Thursday, December 1, 2022

November 2022 Joke Round-Up

               I don’t know why, but this month felt extremely long.  I was going back to grab the jokes I’d posted from the beginning of the month and was legitimately surprised to see some of them were from this month.  And what that really means is that I am just surprised that the whole bleached hair thing was not longer ago.  Mostly, I think I just want to mentally distance myself from the blonde hair and blonde soul patch thing that happened while I was shaving.  Anyways, these are some jokes.
Halloween being over is pretty depressing because now I'm no longer Guy Fieri, I'm just a dad in his mid-thirties with bleached blonde hair and a weird goatee.
I shaved off the Guy Fieri goatee and now I look like I'm ready to be the savior of the broken, the beaten, and the damned.
I'm just trying to make the most of this hair.

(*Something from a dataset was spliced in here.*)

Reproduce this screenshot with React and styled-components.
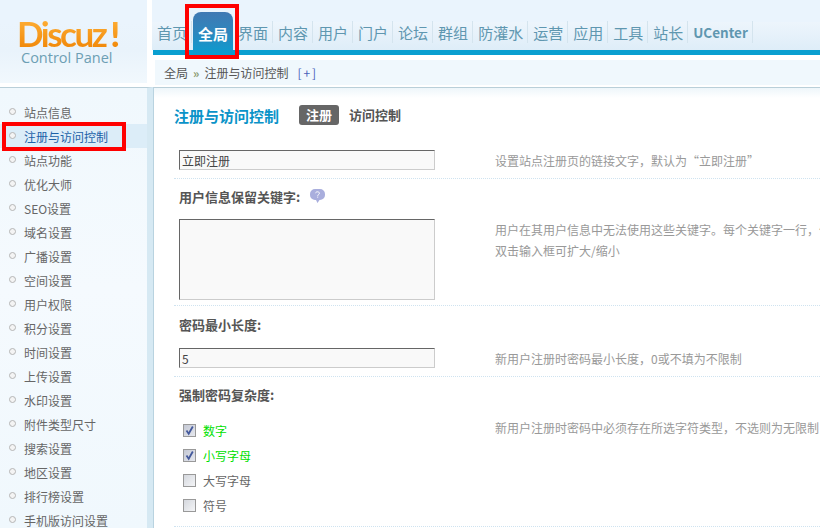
import React from "react";
import styled, { createGlobalStyle } from "styled-components";

const navItems = ["首页", "全局", "界面", "内容", "用户", "门户", "论坛", "群组", "防灌水", "运营", "应用", "工具", "站长"];
const sideItems = [
  "站点信息", "注册与访问控制", "站点功能", "优化大师", "SEO设置", "域名设置", "广播设置", "空间设置", "用户权限",
  "积分设置", "时间设置", "上传设置", "水印设置", "附件类型尺寸", "搜索设置", "地区设置", "排行榜设置", "手机版访问设置",
];
const checks = [
  { label: "数字", on: true },
  { label: "小写字母", on: true },
  { label: "大写字母", on: false },
  { label: "符号", on: false },
];

const App = () => {
  return (
    <Page>
      <GlobalStyle />
      <Side>
        <LogoArea>
          <LogoMark>Discuz<Bang>!</Bang></LogoMark>
          <LogoSub>Control Panel</LogoSub>
        </LogoArea>
        <SideMenu>
          {sideItems.map((item) => (
            <SideItem key={item} active={item === "注册与访问控制"}>
              <Bullet />
              {item}
            </SideItem>
          ))}
        </SideMenu>
      </Side>
      <Main>
        <Nav>
          {navItems.map((item) => (
            <NavItem key={item} active={item === "全局"}>{item}</NavItem>
          ))}
          <NavItem small>UCenter</NavItem>
        </Nav>
        <BlueBar />
        <Crumb>
          全局<CrumbArrow>»</CrumbArrow>注册与访问控制<CrumbAdd>[+]</CrumbAdd>
        </Crumb>
        <Content>
          <TitleRow>
            <Title>注册与访问控制</Title>
            <Tab active>注册</Tab>
            <Tab>访问控制</Tab>
          </TitleRow>

          <FirstRow>
            <FieldInput><TextBox>立即注册</TextBox></FieldInput>
            <Tip>设置站点注册页的链接文字，默认为“立即注册”</Tip>
          </FirstRow>

          <Label>
            用户信息保留关键字:
            <HelpIcon width="15" height="14" viewBox="0 0 15 14">
              <path d="M5 0h5a5 5 0 0 1 5 5v1a5 5 0 0 1-5 5H9.500L7.500 14 6 11H5a5 5 0 0 1-5-5V5a5 5 0 0 1 5-5z" fill="#a9aedd" />
              <path d="M5.500 4.200c.3-1 1.100-1.400 2-1.400 1.100 0 1.900.6 1.900 1.500 0 1.300-1.700 1.300-1.700 2.500" stroke="#fff" fill="none" />
              <rect x="7.200" y="7.600" width="1" height="1" fill="#fff" />
            </HelpIcon>
          </Label>
          <FieldRow short>
            <FieldInput><AreaBox /></FieldInput>
            <Tip>
              <TipLine>用户在其用户信息中无法使用这些关键字。每个关键字一行，例如</TipLine>
              <TipLine>双击输入框可扩大/缩小</TipLine>
            </Tip>
          </FieldRow>

          <Label tall>密码最小长度:</Label>
          <FieldRow>
            <FieldInput><TextBox>5</TextBox></FieldInput>
            <Tip>新用户注册时密码最小长度，0或不填为不限制</Tip>
          </FieldRow>

          <Label>强制密码复杂度:</Label>
          <FieldRow>
            <CheckList>
              {checks.map((c) => (
                <CheckRow key={c.label} on={c.on}>
                  <CheckBox on={c.on}>
                    {c.on && (
                      <svg width="11" height="11" viewBox="0 0 11 11">
                        <path d="M2.500 5.500l2.200 3.300L8.800 1.500" stroke="#44599c" strokeWidth="1.800" fill="none" />
                      </svg>
                    )}
                  </CheckBox>
                  {c.label}
                </CheckRow>
              ))}
            </CheckList>
            <Tip>新用户注册时密码中必须存在所选字符类型，不选则为无限制</Tip>
          </FieldRow>
        </Content>
      </Main>
      <Mark top />
      <Mark />
    </Page>
  );
};
export default App;

const GlobalStyle = createGlobalStyle`
  html, body {
    margin: 0;
    padding: 0;
    background: #fff;
  }
  * {
    box-sizing: border-box;
  }
`;

const Page = styled.div`
  position: relative;
  display: flex;
  width: 820px;
  height: 528px;
  overflow: hidden;
  font-family: "Noto Sans CJK SC", "Liberation Sans", sans-serif;
  font-size: 12px;
  color: #666;
`;

const Side = styled.div`
  width: 153px;
  flex: none;
  background: #fff;
`;

const LogoArea = styled.div`
  height: 87px;
  margin-right: 6px;
  padding: 16px 0 0 17px;
  background: linear-gradient(#eaf4fd 0, #eaf4fd 22px, #e9f3fb 50px, #f1f8fd 83px, #fff 83px);
`;

const LogoMark = styled.div`
  width: 110px;
  font-family: Lato, "Liberation Sans", sans-serif;
  font-size: 35px;
  font-weight: 700;
  line-height: 34px;
  letter-spacing: -2.500px;
  white-space: nowrap;
  background: linear-gradient(#ffb23a, #f08606);
  -webkit-background-clip: text;
  background-clip: text;
  color: transparent;
`;

const Bang = styled.span`
  margin-left: 5px;
  font-weight: 900;
`;

const LogoSub = styled.div`
  margin-left: 4px;
  font-family: "Open Sans", "Liberation Sans", sans-serif;
  font-size: 14.500px;
  line-height: 16px;
  color: #6d9fb4;
`;

const SideMenu = styled.div`
  height: 441px;
  padding-top: 12px;
  border-top: 1px solid #b9cfd9;
  border-right: 6px solid #d6e9f3;
  background: linear-gradient(#f0f8fd, #f5fafe 200px, #f0f8fd);
`;

const SideItem = styled.div`
  display: flex;
  align-items: center;
  gap: 8px;
  height: 24px;
  padding-left: 9px;
  color: ${(props) => (props.active ? "#1c62a8" : "#666")};
  background: ${(props) => (props.active ? "#dcedf8" : "transparent")};
`;

const Bullet = styled.span`
  width: 7px;
  height: 7px;
  margin-top: -2px;
  border: 1px solid #b5b5b5;
  border-radius: 50%;
  background: #f4f4f4;
`;

const Main = styled.div`
  flex: 1;
  min-width: 0;
`;

const Nav = styled.div`
  display: flex;
  align-items: flex-end;
  height: 50px;
  margin-left: -1px;
  background: linear-gradient(#eaf4fd 0, #eaf4fd 22px, #edf5fc 22px, #deedf8 50px);
`;

const NavItem = styled.div`
  display: flex;
  align-items: center;
  justify-content: center;
  height: 22px;
  margin-bottom: 7px;
  padding: 0 4px 0 5px;
  border-right: 1px solid #d4e4ee;
  font-size: ${(props) => (props.small ? "13.500px" : "15px")};
  font-weight: ${(props) => (props.small ? "700" : "400")};
  color: #5f97b0;
  white-space: nowrap;

  ${(props) => props.active && `
    height: 43px;
    margin-bottom: -5px;
    margin-left: 1px;
    padding: 0 5px;
    border-right: 0;
    border-radius: 8px 8px 0 0;
    background: linear-gradient(#4079b3, #2f86bd 45%, #0a9dd0);
    color: #fff;
    font-weight: 700;
  `}
`;

const BlueBar = styled.div`
  height: 5px;
  background: #0a9fd0;
`;

const Crumb = styled.div`
  display: flex;
  align-items: center;
  height: 25px;
  margin: 5px 0 0 2px;
  padding-left: 9px;
  background: #f0f8fd;
  color: #555;
`;

const CrumbArrow = styled.span`
  margin: 0 5px;
  color: #8a9a70;
  font-weight: 700;
`;

const CrumbAdd = styled.span`
  margin-left: 9px;
  letter-spacing: 2px;
  color: #4a62b8;
`;

const Content = styled.div`
  height: 441px;
  margin-top: 2px;
  padding: 10px 0 0 20px;
  border-top: 1px solid #b9cfd9;
  border-left: 1px solid #b9d3e0;
  background: linear-gradient(#eef6fa, #fff 10px);
`;

const TitleRow = styled.div`
  display: flex;
  align-items: center;
  height: 20px;
  margin: 7px 0 25px;
`;

const Title = styled.div`
  width: 125px;
  font-size: 15px;
  font-weight: 700;
  color: #0a93c8;
`;

const Tab = styled.div`
  height: 20px;
  padding: 0 ${(props) => (props.active ? "7px" : "10px")};
  border-radius: 3px;
  font-size: 13px;
  font-weight: 700;
  line-height: 20px;
  color: ${(props) => (props.active ? "#fff" : "#555")};
  background: ${(props) => (props.active ? "#666" : "transparent")};
`;

const FieldRow = styled.div`
  display: flex;
  align-items: flex-start;
  margin-top: 4px;
  padding: 0 0 ${(props) => (props.short ? "5px" : "8px")} 5px;
  border-bottom: 1px dotted #cfe3f0;
`;

const FirstRow = styled(FieldRow)`
  margin-top: 0;
`;

const FieldInput = styled.div`
  width: 316px;
  flex: none;
`;

const TextBox = styled.div`
  width: 256px;
  height: 20px;
  padding: 0 0 0 2px;
  border: 1px solid #ccc;
  border-top-color: #666;
  border-left-color: #666;
  background: #f9f9f9;
  font-size: 12px;
  line-height: 20px;
  color: #444;
`;

const AreaBox = styled(TextBox)`
  height: 81px;
`;

const Tip = styled.div`
  flex: 1;
  min-width: 0;
  margin-bottom: -1px;
  color: #999;
  line-height: 21px;
  white-space: nowrap;
  overflow: hidden;
`;

const TipLine = styled.div``;

const Label = styled.div`
  display: flex;
  align-items: center;
  height: ${(props) => (props.tall ? "38px" : "36px")};
  padding: 0 0 2px 5px;
  font-size: 13px;
  font-weight: 700;
  color: #555;
`;

const HelpIcon = styled.svg`
  margin-left: 10px;
`;

const CheckList = styled.div`
  width: 316px;
  flex: none;
  padding-top: 1px;
`;

const CheckRow = styled.div`
  display: flex;
  align-items: center;
  gap: 7px;
  height: 25px;
  padding-left: 4px;
  color: ${(props) => (props.on ? "#00e000" : "#666")};
`;

const CheckBox = styled.span`
  display: flex;
  align-items: center;
  justify-content: center;
  width: 13px;
  height: 13px;
  border: 1px solid #999;
  background: ${(props) => (props.on
    ? "linear-gradient(135deg, #c4c8d4, #e6e8ee)"
    : "linear-gradient(135deg, #d5d8de, #f4f5f7)")};
`;

const Mark = styled.div`
  position: absolute;
  border: 4px solid #f00;
  ${(props) => props.top
    ? "left: 185px; top: 4px; width: 54px; height: 55px;"
    : "left: 2px; top: 122px; width: 124px; height: 29px;"}
`;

In between Flavortown and The Black Parade I did make a momentary stop off at whatever this abomination is.

Me when another car and I both pull up to a 4-way stop at the exact same time:

When you see all the dummies regurgitating the nonsense claim that schools are putting in litter boxes for students that identify as cats, it really helps you understand how so many people got duped into sending money to Nigerian "princes".
I do have to say, seeing Darren Bailey and Tom DeVore taking Ls in these Illinois election results is really just:

*waking up to see snow covering the ground*
Me: "Unsubscribe."
Just an important message right now with Thanksgiving approaching, but truly relevant all year round:
Sweet potatoes can fuck all the way off.
When donating blood there is a sweet spot where you are hydrated enough that your veins are easily accessible, but not so hydrated that you have to do the potty-dance in the middle of your donation.
I have yet to find that sweet spot, but I do believe it exists.
There is a direct correlation between people who have on Fox News during Thanksgiving dinner and people who put bland-ass macaroni on the table.
No matter how much leftovers I am trying to put away, I can guarantee that I will pick the wrong size tupperware for it.
If there's one thing you can be sure of in life, it's that the more someone complains about their "freedom of speech" being violated the less they understand what the 1st amendment actually protects.
               Well, it’s cold now, the time change has happened so it’s dark at like 4:30 pm, we’ve snow a couple of times, and there’s already a bunch of absolute morons acting like they’re not allowed to say “Merry Christmas” anymore because faking oppression is the only personality they know.  Everything is ass and I hate it.  Let’s just keep barreling headfirst into the end of this year and hope that it is spring soon.